The Republican Party is running one of the more cynical and cowardly campaigns of deception in recent political history. Caught between the public’s overwhelming support for the Affordable Care Act’s protections for people with pre-existing health conditions and their own record of opposing those provisions, GOP politicians are brazenly lying to the public about their position in hopes of improving their chances in the midterm elections. From President Donald Trump down through the party’s congressional ranks, Republicans are presenting themselves as fierce defenders of the very protections they’ve been trying to weaken or eliminate altogether.

In one particularly jarring case, Josh Hawley, Missouri’s attorney general and the Republican candidate for Senate, is running campaign ads portraying himself as a champion of the provision, even as he’s signed on to a legal challenge that seeks to declare the entire ACA unconstitutional. It’s a breathtakingly dishonest con.

The right-wing media have not only been a willing participant in the GOP’s effort to gaslight voters, they’ve also spent the last week weaving a bogus counternarrative in which Democrat Sen. Claire McCaskill, whom Hawley seeks to unseat, is the one who is really lying to voters about what she believes.

James O’Keefe, a right-wing huckster infamous for his nonsensical “undercover sting” videos, is behind this fraud. O’Keefe’s stings typically follow the same pattern: He picks a target, an organization which he presents as part of a sinister left-wing conspiracy; gets an undercover operative to infiltrate the group; has that operative ask leading questions to low-level members of the group while recording their interactions with a hidden camera; deceptively edits the footage, decontextualizing the comments in order to make the person recorded -- and the group -- look as bad as possible; and puts out a video trumpeting whatever “bombshell” he’s obtained as unequivocal evidence of vast corruption.

Sometimes, O’Keefe’s schemes fizzle in embarrassing, grotesque, or illegal ways (as with his last year’s effort to get The Washington Post to publish an operative's false story of sexual assault by Senate candidate Roy Moore of Alabama, presumably to expose the paper’s low standards and desire to smear a Republican). Other times, he quite obviously does not have the goods, but claims otherwise, knowing from experience that his audience will happily eat the dogshit he shovels and that his nervous targets will fire the people featured in his videos just to make the story go away, allowing him to claim victory. This is a scam, but a very lucrative one -- tax forms for O'Keefe's groups for 2015, the most recent year in which forms for both are available, show that he made nearly $500,000, thanks to a network of wealthy conservative donors and their pass-throughs that has included the Donald J. Trump Foundation.

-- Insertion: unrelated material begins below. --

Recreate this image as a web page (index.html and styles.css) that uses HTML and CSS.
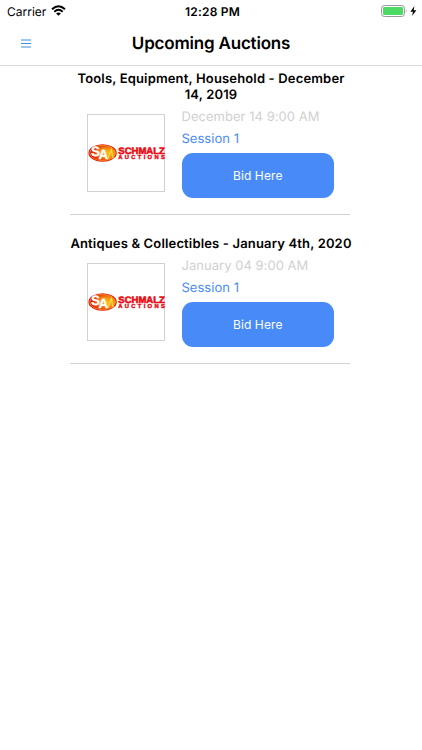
FILE: index.html
```html
<!DOCTYPE html>
<html lang="en">
<head>
    <meta charset="UTF-8">
    <meta name="viewport" content="width=device-width, initial-scale=1.0">
    <title>Upcoming Auctions</title>
    <link rel="stylesheet" href="styles.css">
</head>
<body>
    <svg width="0" height="0" class="defs">
        <defs>
            <radialGradient id="badge" cx="0.68" cy="0.5" r="0.62">
                <stop offset="0" stop-color="#ffc21c"/>
                <stop offset="0.5" stop-color="#f88a12"/>
                <stop offset="1" stop-color="#df1a08"/>
            </radialGradient>
            <symbol id="schmalz" viewBox="0 0 78 20">
                <ellipse cx="14.6" cy="10" rx="14.2" ry="8.8" fill="#e01b0c"/>
                <ellipse cx="14.6" cy="10" rx="12.9" ry="7.6" fill="url(#badge)" stroke="#ffb920" stroke-width="0.6"/>
                <text x="3" y="12.6" class="logo-s">S</text>
                <text x="10.4" y="16.4" class="logo-a">A</text>
                <path d="M20 15.4L23.4 6.5L25 15.4" fill="none" stroke="#ffd63c" stroke-width="1.4"/>
                <text x="30.3" y="11" textLength="46.5" lengthAdjust="spacingAndGlyphs" class="logo-name">SCHMALZ</text>
                <text x="30.3" y="16.1" textLength="46.5" lengthAdjust="spacing" class="logo-sub">AUCTIONS</text>
            </symbol>
        </defs>
    </svg>

    <div class="status-bar">
        <div class="carrier">
            <span>Carrier</span>
            <svg class="wifi" width="15" height="11" viewBox="0 0 15 11">
                <path d="M1 4.2Q7.5 -1.6 14 4.2" fill="none" stroke="#000" stroke-width="2"/>
                <path d="M3.3 6.7Q7.5 3 11.7 6.7" fill="none" stroke="#000" stroke-width="1.9"/>
                <path d="M5.1 8.4Q7.5 6.4 9.9 8.4L7.5 10.8Z"/>
            </svg>
        </div>
        <div class="time">12:28 PM</div>
        <div class="power">
            <svg width="37" height="12" viewBox="0 0 37 12">
                <rect x="0.5" y="0.5" width="23" height="11" rx="2.8" fill="#fff" stroke="#999"/>
                <rect x="2" y="2" width="20" height="8" rx="1.3" fill="#4cd964"/>
                <path d="M24.8 4Q26.4 6 24.8 8Z" fill="#999"/>
                <path d="M33.4 1L29.4 6.7H32L31 11L35.4 5.2H32.7Z"/>
            </svg>
        </div>
    </div>

    <header class="nav">
        <svg class="menu" width="10" height="9" viewBox="0 0 10 9">
            <path d="M0 1H10M0 4.5H10M0 8H10" stroke="#3a90e0" stroke-width="1"/>
        </svg>
        <h1>Upcoming Auctions</h1>
    </header>

    <main class="auctions">
        <section class="auction">
            <h2>Tools, Equipment, Household - December<br>14, 2019</h2>
            <div class="auction-body">
                <div class="logo"><svg width="78" height="20"><use href="#schmalz"/></svg></div>
                <div class="details">
                    <p class="date">December 14 9:00 AM</p>
                    <p class="session">Session 1</p>
                    <button>Bid Here</button>
                </div>
            </div>
        </section>

        <section class="auction">
            <h2>Antiques &amp; Collectibles - January 4th, 2020</h2>
            <div class="auction-body">
                <div class="logo"><svg width="78" height="20"><use href="#schmalz"/></svg></div>
                <div class="details">
                    <p class="date">January 04 9:00 AM</p>
                    <p class="session">Session 1</p>
                    <button>Bid Here</button>
                </div>
            </div>
        </section>
    </main>
</body>
</html>
```

FILE: styles.css
```css
:root {
    --primary-color: #488bf8;
    --border-color: #d2d2d2;
    --light-text: #d0d0d0;
}

* {
    box-sizing: border-box;
}

body {
    margin: 0;
    min-height: 100vh;
    background-color: #fff;
    color: #000;
    font-family: Inter, "Liberation Sans", sans-serif;
    text-rendering: geometricPrecision;
}

h1, h2, p {
    margin: 0;
}

svg {
    display: block;
}

.defs {
    position: absolute;
}

.status-bar {
    display: grid;
    grid-template-columns: 1fr auto 1fr;
    align-items: center;
    height: 22px;
    padding: 0 4px 0 7px;
    font-size: 12px;
}

.carrier {
    display: flex;
    align-items: center;
    gap: 5px;
}

.wifi {
    margin-bottom: 2px;
}

.time {
    font-weight: 600;
    letter-spacing: 0.2px;
}

.power {
    display: flex;
    justify-content: flex-end;
    margin-bottom: 1px;
}

.nav {
    display: grid;
    grid-template-columns: 1fr auto 1fr;
    align-items: center;
    height: 44px;
    border-bottom: 1px solid #d9d9d9;
}

.menu {
    margin: 0 0 1px 21px;
}

h1 {
    padding-top: 1px;
    font-size: 17px;
    font-weight: 600;
    line-height: 22px;
    letter-spacing: -0.2px;
}

.auctions {
    width: 280px;
    margin: 5px auto 0 70px;
}

.auction {
    padding-bottom: 16px;
    margin-bottom: 21px;
    border-bottom: 1px solid var(--border-color);
}

h2 {
    margin-right: -2px;
    font-size: 13px;
    font-weight: 600;
    line-height: 16px;
    letter-spacing: 0.16px;
    text-align: center;
    white-space: nowrap;
}

.auction-body {
    display: flex;
    gap: 16.5px;
    padding: 11px 16px 0 17px;
}

.logo {
    display: flex;
    align-items: center;
    width: 78px;
    height: 78px;
    border: 1px solid var(--border-color);
}

.logo svg {
    flex: none;
}

.logo-s,
.logo-a {
    fill: #fff;
    stroke: #fff;
    stroke-width: 0.3px;
    font: bold 13.5px "Liberation Sans", sans-serif;
}

.logo-name {
    fill: #ea0c16;
    stroke: #ea0c16;
    stroke-width: 0.6px;
    font: bold 9.4px "Liberation Sans", sans-serif;
}

.logo-sub {
    fill: #ea0c16;
    stroke: #ea0c16;
    stroke-width: 0.4px;
    font: bold 5.8px "Liberation Sans", sans-serif;
}

.details {
    flex: 1;
    margin-top: -8px;
}

.date,
.session {
    font-size: 13px;
    line-height: 22px;
    letter-spacing: 0.03px;
    white-space: nowrap;
}

.date {
    color: var(--light-text);
}

.session {
    color: var(--primary-color);
}

button {
    display: block;
    width: 152.5px;
    height: 45px;
    margin-top: 3px;
    padding: 0;
    border: none;
    border-radius: 11px;
    background-color: var(--primary-color);
    color: white;
    font-family: inherit;
    font-size: 12px;
    letter-spacing: 0.1px;
}
```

This time, O’Keefe’s target is the campaign of Missouri Sen. Claire McCaskill, who is seeking re-election in a swing state that backed Trump in 2016, and his con is presenting normal politician behavior as nefarious “dishonesty and unethical conduct.” “The things that you’re about to hear her and her staffers say are not the types of things they would ever say publicly while on the campaign trail,” O’Keefe says in a video that features taped conversations his operative had with McCaskill and a handful of junior staffers about gun safety. The conservative flim-flam artist’s big get is that in response to the operative’s questions, McCaskill said she would support bans on bump stocks and high-capacity magazines, and that the staffers tell the operative that McCaskill doesn’t speak on the issue as much as she could for political reasons. The video’s takeaway: McCaskill is “saying one thing and doing something else” to get elected.

This is nonsense. O’Keefe presents no evidence that McCaskill has lied about her positions. And the positions she says she supports in his video are no shocking confession: As McCaskill herself told the operative, in the Senate, she voted to ban high-capacity magazines and co-sponsored legislation to ban bump stocks. It’s not a revelation that politicians in competitive elections stress the issues they think will benefit their campaigns, nor is it indicative of corruption -- it’s boring and normal, a point one could make about literally any candidate for any election in the country. That O’Keefe’s minion spent significant time inside the campaign and found nothing more damaging is actually a damning indictment of O’Keefe’s operation.

O’Keefe has a sizable audience on social media, but he depends on unskeptical coverage from news outlets to drive his narratives into the mainstream and garner substantial impact. His career is a testament to the power of the “hack gap,” Matthew Yglesias’ term for the asymmetry in American political media in which the right-wing is at times able to dominate the national political agenda because its propaganda apparatus fixates on unimportant stories as evidence of substantial malfeasance by progressives, with mainstream journalists subsequently focusing on those same stories to avoid bad-faith complaints of liberal bias.

That cycle is playing out in Missouri. In the recent past, O’Keefe’s unethical and journalistically inept antics have drawn increasing criticism from conservatives, and some have pointed out that his latest effort doesn’t amount to much. But by and large, his McCaskill video has gotten a big push from a broad selection of online right-wing outlets. Fox News has also trumpeted it -- the video debuted on Sean Hannity’s program and drew several days of extensive, credulous coverage from the network’s conservative hosts. And thanks in part to the agenda-setting power of the hack gap, the video drove coverage of the race in the local Missouri press weeks before the election. Meanwhile, Hawley’s brazen pre-existing conditions lies are falling off the radar.

“In order to get elected,” O’Keefe suggests near the end of his video, the McCaskill campaign believes “you have to say things you don’t believe in and conceal the things you do believe in.” That’s clearly true for one of the candidates in that race, but he isn’t the one O’Keefe is targeting.